RECORDED INFORMATION →
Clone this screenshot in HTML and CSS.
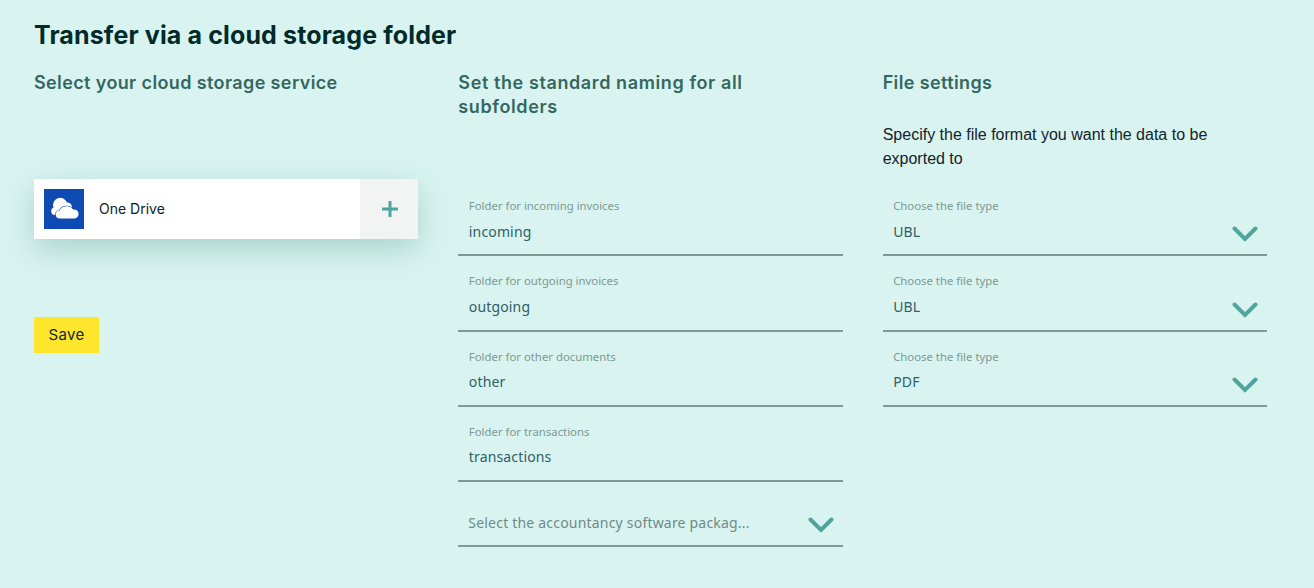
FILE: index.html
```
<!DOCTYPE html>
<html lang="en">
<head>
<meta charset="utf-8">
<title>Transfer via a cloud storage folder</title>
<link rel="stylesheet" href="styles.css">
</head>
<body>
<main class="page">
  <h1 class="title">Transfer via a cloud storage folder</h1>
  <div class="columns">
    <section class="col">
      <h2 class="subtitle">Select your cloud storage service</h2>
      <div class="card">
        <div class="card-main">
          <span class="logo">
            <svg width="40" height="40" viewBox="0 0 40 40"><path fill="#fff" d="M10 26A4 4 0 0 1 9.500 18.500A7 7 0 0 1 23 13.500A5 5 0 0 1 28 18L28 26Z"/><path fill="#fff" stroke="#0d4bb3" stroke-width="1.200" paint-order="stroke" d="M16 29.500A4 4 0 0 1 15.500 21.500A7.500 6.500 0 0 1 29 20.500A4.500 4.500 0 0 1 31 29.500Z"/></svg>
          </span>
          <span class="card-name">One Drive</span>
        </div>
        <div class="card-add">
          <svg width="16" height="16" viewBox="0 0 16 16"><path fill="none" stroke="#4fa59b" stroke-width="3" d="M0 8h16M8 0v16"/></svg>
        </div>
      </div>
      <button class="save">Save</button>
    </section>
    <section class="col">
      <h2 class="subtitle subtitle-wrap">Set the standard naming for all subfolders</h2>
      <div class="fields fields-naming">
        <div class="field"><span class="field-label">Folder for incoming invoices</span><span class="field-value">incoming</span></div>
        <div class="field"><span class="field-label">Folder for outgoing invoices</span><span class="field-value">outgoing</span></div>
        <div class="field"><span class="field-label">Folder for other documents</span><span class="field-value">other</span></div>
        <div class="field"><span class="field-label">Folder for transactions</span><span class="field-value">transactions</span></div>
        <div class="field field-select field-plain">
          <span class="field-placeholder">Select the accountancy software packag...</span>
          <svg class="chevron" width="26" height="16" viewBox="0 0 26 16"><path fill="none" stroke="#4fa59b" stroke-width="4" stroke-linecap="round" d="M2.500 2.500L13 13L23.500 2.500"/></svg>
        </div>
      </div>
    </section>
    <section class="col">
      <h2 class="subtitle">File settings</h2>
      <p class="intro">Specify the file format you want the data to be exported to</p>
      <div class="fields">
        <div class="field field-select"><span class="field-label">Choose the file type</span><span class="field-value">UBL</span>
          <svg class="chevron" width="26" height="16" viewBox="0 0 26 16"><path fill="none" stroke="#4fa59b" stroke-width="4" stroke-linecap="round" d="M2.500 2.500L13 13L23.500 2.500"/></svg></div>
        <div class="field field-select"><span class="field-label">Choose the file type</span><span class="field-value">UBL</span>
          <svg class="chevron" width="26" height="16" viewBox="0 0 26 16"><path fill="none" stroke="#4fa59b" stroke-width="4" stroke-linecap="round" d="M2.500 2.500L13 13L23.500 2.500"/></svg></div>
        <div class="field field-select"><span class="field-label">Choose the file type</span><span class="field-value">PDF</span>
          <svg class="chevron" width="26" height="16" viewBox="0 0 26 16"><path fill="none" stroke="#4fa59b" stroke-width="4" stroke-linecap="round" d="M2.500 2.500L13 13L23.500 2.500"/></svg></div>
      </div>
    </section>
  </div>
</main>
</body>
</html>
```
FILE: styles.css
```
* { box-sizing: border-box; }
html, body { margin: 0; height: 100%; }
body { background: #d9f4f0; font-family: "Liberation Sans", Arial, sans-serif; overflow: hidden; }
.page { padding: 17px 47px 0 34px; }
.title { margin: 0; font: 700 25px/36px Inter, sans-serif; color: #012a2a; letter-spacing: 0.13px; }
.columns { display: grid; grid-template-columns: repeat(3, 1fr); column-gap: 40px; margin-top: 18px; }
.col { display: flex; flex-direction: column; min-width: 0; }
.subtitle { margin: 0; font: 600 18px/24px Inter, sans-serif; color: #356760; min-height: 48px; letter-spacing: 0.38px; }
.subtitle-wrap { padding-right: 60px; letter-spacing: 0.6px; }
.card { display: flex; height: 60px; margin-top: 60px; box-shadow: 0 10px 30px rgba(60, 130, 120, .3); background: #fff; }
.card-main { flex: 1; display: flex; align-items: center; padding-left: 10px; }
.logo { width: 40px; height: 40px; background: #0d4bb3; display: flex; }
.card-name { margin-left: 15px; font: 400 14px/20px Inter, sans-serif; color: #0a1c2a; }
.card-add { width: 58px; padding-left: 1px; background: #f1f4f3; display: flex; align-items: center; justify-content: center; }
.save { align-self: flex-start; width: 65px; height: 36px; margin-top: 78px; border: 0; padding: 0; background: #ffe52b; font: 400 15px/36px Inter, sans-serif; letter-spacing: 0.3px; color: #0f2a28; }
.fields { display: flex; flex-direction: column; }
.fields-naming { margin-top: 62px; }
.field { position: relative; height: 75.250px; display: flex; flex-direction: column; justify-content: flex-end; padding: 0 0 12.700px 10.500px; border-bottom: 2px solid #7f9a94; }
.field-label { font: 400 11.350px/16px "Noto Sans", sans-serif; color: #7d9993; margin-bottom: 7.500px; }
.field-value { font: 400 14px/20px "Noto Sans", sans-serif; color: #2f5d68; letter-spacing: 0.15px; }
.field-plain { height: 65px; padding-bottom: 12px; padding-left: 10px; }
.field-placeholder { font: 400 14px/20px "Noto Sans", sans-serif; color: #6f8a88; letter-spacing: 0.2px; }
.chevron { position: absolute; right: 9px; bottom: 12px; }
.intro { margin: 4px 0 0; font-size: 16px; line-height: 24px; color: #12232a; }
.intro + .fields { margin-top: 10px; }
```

DIRECTIONS → Please write out all of the material above without changing a word, and omit any pictures.

COMPLETE RESPONSE →
Clone this screenshot in HTML and CSS.
FILE: index.html
```
<!DOCTYPE html>
<html lang="en">
<head>
<meta charset="utf-8">
<title>Transfer via a cloud storage folder</title>
<link rel="stylesheet" href="styles.css">
</head>
<body>
<main class="page">
  <h1 class="title">Transfer via a cloud storage folder</h1>
  <div class="columns">
    <section class="col">
      <h2 class="subtitle">Select your cloud storage service</h2>
      <div class="card">
        <div class="card-main">
          <span class="logo">
            <svg width="40" height="40" viewBox="0 0 40 40"><path fill="#fff" d="M10 26A4 4 0 0 1 9.500 18.500A7 7 0 0 1 23 13.500A5 5 0 0 1 28 18L28 26Z"/><path fill="#fff" stroke="#0d4bb3" stroke-width="1.200" paint-order="stroke" d="M16 29.500A4 4 0 0 1 15.500 21.500A7.500 6.500 0 0 1 29 20.500A4.500 4.500 0 0 1 31 29.500Z"/></svg>
          </span>
          <span class="card-name">One Drive</span>
        </div>
        <div class="card-add">
          <svg width="16" height="16" viewBox="0 0 16 16"><path fill="none" stroke="#4fa59b" stroke-width="3" d="M0 8h16M8 0v16"/></svg>
        </div>
      </div>
      <button class="save">Save</button>
    </section>
    <section class="col">
      <h2 class="subtitle subtitle-wrap">Set the standard naming for all subfolders</h2>
      <div class="fields fields-naming">
        <div class="field"><span class="field-label">Folder for incoming invoices</span><span class="field-value">incoming</span></div>
        <div class="field"><span class="field-label">Folder for outgoing invoices</span><span class="field-value">outgoing</span></div>
        <div class="field"><span class="field-label">Folder for other documents</span><span class="field-value">other</span></div>
        <div class="field"><span class="field-label">Folder for transactions</span><span class="field-value">transactions</span></div>
        <div class="field field-select field-plain">
          <span class="field-placeholder">Select the accountancy software packag...</span>
          <svg class="chevron" width="26" height="16" viewBox="0 0 26 16"><path fill="none" stroke="#4fa59b" stroke-width="4" stroke-linecap="round" d="M2.500 2.500L13 13L23.500 2.500"/></svg>
        </div>
      </div>
    </section>
    <section class="col">
      <h2 class="subtitle">File settings</h2>
      <p class="intro">Specify the file format you want the data to be exported to</p>
      <div class="fields">
        <div class="field field-select"><span class="field-label">Choose the file type</span><span class="field-value">UBL</span>
          <svg class="chevron" width="26" height="16" viewBox="0 0 26 16"><path fill="none" stroke="#4fa59b" stroke-width="4" stroke-linecap="round" d="M2.500 2.500L13 13L23.500 2.500"/></svg></div>
        <div class="field field-select"><span class="field-label">Choose the file type</span><span class="field-value">UBL</span>
          <svg class="chevron" width="26" height="16" viewBox="0 0 26 16"><path fill="none" stroke="#4fa59b" stroke-width="4" stroke-linecap="round" d="M2.500 2.500L13 13L23.500 2.500"/></svg></div>
        <div class="field field-select"><span class="field-label">Choose the file type</span><span class="field-value">PDF</span>
          <svg class="chevron" width="26" height="16" viewBox="0 0 26 16"><path fill="none" stroke="#4fa59b" stroke-width="4" stroke-linecap="round" d="M2.500 2.500L13 13L23.500 2.500"/></svg></div>
      </div>
    </section>
  </div>
</main>
</body>
</html>
```
FILE: styles.css
```
* { box-sizing: border-box; }
html, body { margin: 0; height: 100%; }
body { background: #d9f4f0; font-family: "Liberation Sans", Arial, sans-serif; overflow: hidden; }
.page { padding: 17px 47px 0 34px; }
.title { margin: 0; font: 700 25px/36px Inter, sans-serif; color: #012a2a; letter-spacing: 0.13px; }
.columns { display: grid; grid-template-columns: repeat(3, 1fr); column-gap: 40px; margin-top: 18px; }
.col { display: flex; flex-direction: column; min-width: 0; }
.subtitle { margin: 0; font: 600 18px/24px Inter, sans-serif; color: #356760; min-height: 48px; letter-spacing: 0.38px; }
.subtitle-wrap { padding-right: 60px; letter-spacing: 0.6px; }
.card { display: flex; height: 60px; margin-top: 60px; box-shadow: 0 10px 30px rgba(60, 130, 120, .3); background: #fff; }
.card-main { flex: 1; display: flex; align-items: center; padding-left: 10px; }
.logo { width: 40px; height: 40px; background: #0d4bb3; display: flex; }
.card-name { margin-left: 15px; font: 400 14px/20px Inter, sans-serif; color: #0a1c2a; }
.card-add { width: 58px; padding-left: 1px; background: #f1f4f3; display: flex; align-items: center; justify-content: center; }
.save { align-self: flex-start; width: 65px; height: 36px; margin-top: 78px; border: 0; padding: 0; background: #ffe52b; font: 400 15px/36px Inter, sans-serif; letter-spacing: 0.3px; color: #0f2a28; }
.fields { display: flex; flex-direction: column; }
.fields-naming { margin-top: 62px; }
.field { position: relative; height: 75.250px; display: flex; flex-direction: column; justify-content: flex-end; padding: 0 0 12.700px 10.500px; border-bottom: 2px solid #7f9a94; }
.field-label { font: 400 11.350px/16px "Noto Sans", sans-serif; color: #7d9993; margin-bottom: 7.500px; }
.field-value { font: 400 14px/20px "Noto Sans", sans-serif; color: #2f5d68; letter-spacing: 0.15px; }
.field-plain { height: 65px; padding-bottom: 12px; padding-left: 10px; }
.field-placeholder { font: 400 14px/20px "Noto Sans", sans-serif; color: #6f8a88; letter-spacing: 0.2px; }
.chevron { position: absolute; right: 9px; bottom: 12px; }
.intro { margin: 4px 0 0; font-size: 16px; line-height: 24px; color: #12232a; }
.intro + .fields { margin-top: 10px; }
```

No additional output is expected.